● Material provided
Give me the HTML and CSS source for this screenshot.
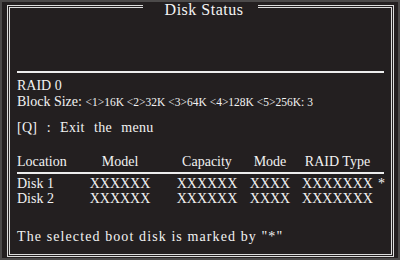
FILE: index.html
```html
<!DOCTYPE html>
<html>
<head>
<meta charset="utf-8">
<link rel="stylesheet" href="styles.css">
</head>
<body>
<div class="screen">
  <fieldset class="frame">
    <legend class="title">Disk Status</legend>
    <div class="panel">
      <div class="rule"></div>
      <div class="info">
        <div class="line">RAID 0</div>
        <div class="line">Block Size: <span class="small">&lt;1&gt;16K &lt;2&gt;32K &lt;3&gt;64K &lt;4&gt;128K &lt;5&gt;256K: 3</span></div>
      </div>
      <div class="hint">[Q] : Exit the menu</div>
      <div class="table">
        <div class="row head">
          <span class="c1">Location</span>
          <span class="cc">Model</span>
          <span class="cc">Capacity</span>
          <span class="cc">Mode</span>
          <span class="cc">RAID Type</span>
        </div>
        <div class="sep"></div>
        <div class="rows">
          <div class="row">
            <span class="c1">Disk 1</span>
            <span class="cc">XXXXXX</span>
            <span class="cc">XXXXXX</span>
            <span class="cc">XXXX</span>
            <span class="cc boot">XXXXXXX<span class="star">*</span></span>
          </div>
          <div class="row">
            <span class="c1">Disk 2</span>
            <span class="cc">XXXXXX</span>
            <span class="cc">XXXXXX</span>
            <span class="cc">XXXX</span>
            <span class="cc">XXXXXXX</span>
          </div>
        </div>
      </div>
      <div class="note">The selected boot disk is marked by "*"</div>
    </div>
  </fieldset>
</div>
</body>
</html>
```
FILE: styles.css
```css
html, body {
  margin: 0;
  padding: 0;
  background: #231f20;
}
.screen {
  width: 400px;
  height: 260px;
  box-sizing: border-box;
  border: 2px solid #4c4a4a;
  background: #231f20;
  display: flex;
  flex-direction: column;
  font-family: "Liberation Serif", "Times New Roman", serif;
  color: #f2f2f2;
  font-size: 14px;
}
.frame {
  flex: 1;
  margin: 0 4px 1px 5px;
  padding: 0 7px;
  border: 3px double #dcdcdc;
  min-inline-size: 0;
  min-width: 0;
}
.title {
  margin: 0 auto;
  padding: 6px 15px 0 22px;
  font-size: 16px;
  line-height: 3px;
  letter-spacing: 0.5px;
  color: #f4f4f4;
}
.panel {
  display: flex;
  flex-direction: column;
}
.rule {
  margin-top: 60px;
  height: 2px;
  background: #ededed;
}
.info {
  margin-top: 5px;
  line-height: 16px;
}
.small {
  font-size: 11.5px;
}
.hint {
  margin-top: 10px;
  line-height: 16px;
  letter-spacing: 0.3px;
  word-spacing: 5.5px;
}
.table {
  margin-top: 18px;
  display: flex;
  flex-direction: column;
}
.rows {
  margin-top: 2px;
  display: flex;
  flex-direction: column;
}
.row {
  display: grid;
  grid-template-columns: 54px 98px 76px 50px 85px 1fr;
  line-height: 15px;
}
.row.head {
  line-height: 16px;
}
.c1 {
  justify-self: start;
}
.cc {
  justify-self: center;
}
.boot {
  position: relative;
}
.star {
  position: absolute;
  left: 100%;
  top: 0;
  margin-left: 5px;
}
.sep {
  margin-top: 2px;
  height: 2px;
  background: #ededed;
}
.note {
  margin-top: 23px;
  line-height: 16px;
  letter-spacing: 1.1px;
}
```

● Given problem
Your task is an exact transcription of all the data, minus the pictures.

● Result of the exercise
Give me the HTML and CSS source for this screenshot.
FILE: index.html
```html
<!DOCTYPE html>
<html>
<head>
<meta charset="utf-8">
<link rel="stylesheet" href="styles.css">
</head>
<body>
<div class="screen">
  <fieldset class="frame">
    <legend class="title">Disk Status</legend>
    <div class="panel">
      <div class="rule"></div>
      <div class="info">
        <div class="line">RAID 0</div>
        <div class="line">Block Size: <span class="small">&lt;1&gt;16K &lt;2&gt;32K &lt;3&gt;64K &lt;4&gt;128K &lt;5&gt;256K: 3</span></div>
      </div>
      <div class="hint">[Q] : Exit the menu</div>
      <div class="table">
        <div class="row head">
          <span class="c1">Location</span>
          <span class="cc">Model</span>
          <span class="cc">Capacity</span>
          <span class="cc">Mode</span>
          <span class="cc">RAID Type</span>
        </div>
        <div class="sep"></div>
        <div class="rows">
          <div class="row">
            <span class="c1">Disk 1</span>
            <span class="cc">XXXXXX</span>
            <span class="cc">XXXXXX</span>
            <span class="cc">XXXX</span>
            <span class="cc boot">XXXXXXX<span class="star">*</span></span>
          </div>
          <div class="row">
            <span class="c1">Disk 2</span>
            <span class="cc">XXXXXX</span>
            <span class="cc">XXXXXX</span>
            <span class="cc">XXXX</span>
            <span class="cc">XXXXXXX</span>
          </div>
        </div>
      </div>
      <div class="note">The selected boot disk is marked by "*"</div>
    </div>
  </fieldset>
</div>
</body>
</html>
```
FILE: styles.css
```css
html, body {
  margin: 0;
  padding: 0;
  background: #231f20;
}
.screen {
  width: 400px;
  height: 260px;
  box-sizing: border-box;
  border: 2px solid #4c4a4a;
  background: #231f20;
  display: flex;
  flex-direction: column;
  font-family: "Liberation Serif", "Times New Roman", serif;
  color: #f2f2f2;
  font-size: 14px;
}
.frame {
  flex: 1;
  margin: 0 4px 1px 5px;
  padding: 0 7px;
  border: 3px double #dcdcdc;
  min-inline-size: 0;
  min-width: 0;
}
.title {
  margin: 0 auto;
  padding: 6px 15px 0 22px;
  font-size: 16px;
  line-height: 3px;
  letter-spacing: 0.5px;
  color: #f4f4f4;
}
.panel {
  display: flex;
  flex-direction: column;
}
.rule {
  margin-top: 60px;
  height: 2px;
  background: #ededed;
}
.info {
  margin-top: 5px;
  line-height: 16px;
}
.small {
  font-size: 11.5px;
}
.hint {
  margin-top: 10px;
  line-height: 16px;
  letter-spacing: 0.3px;
  word-spacing: 5.5px;
}
.table {
  margin-top: 18px;
  display: flex;
  flex-direction: column;
}
.rows {
  margin-top: 2px;
  display: flex;
  flex-direction: column;
}
.row {
  display: grid;
  grid-template-columns: 54px 98px 76px 50px 85px 1fr;
  line-height: 15px;
}
.row.head {
  line-height: 16px;
}
.c1 {
  justify-self: start;
}
.cc {
  justify-self: center;
}
.boot {
  position: relative;
}
.star {
  position: absolute;
  left: 100%;
  top: 0;
  margin-left: 5px;
}
.sep {
  margin-top: 2px;
  height: 2px;
  background: #ededed;
}
.note {
  margin-top: 23px;
  line-height: 16px;
  letter-spacing: 1.1px;
}
```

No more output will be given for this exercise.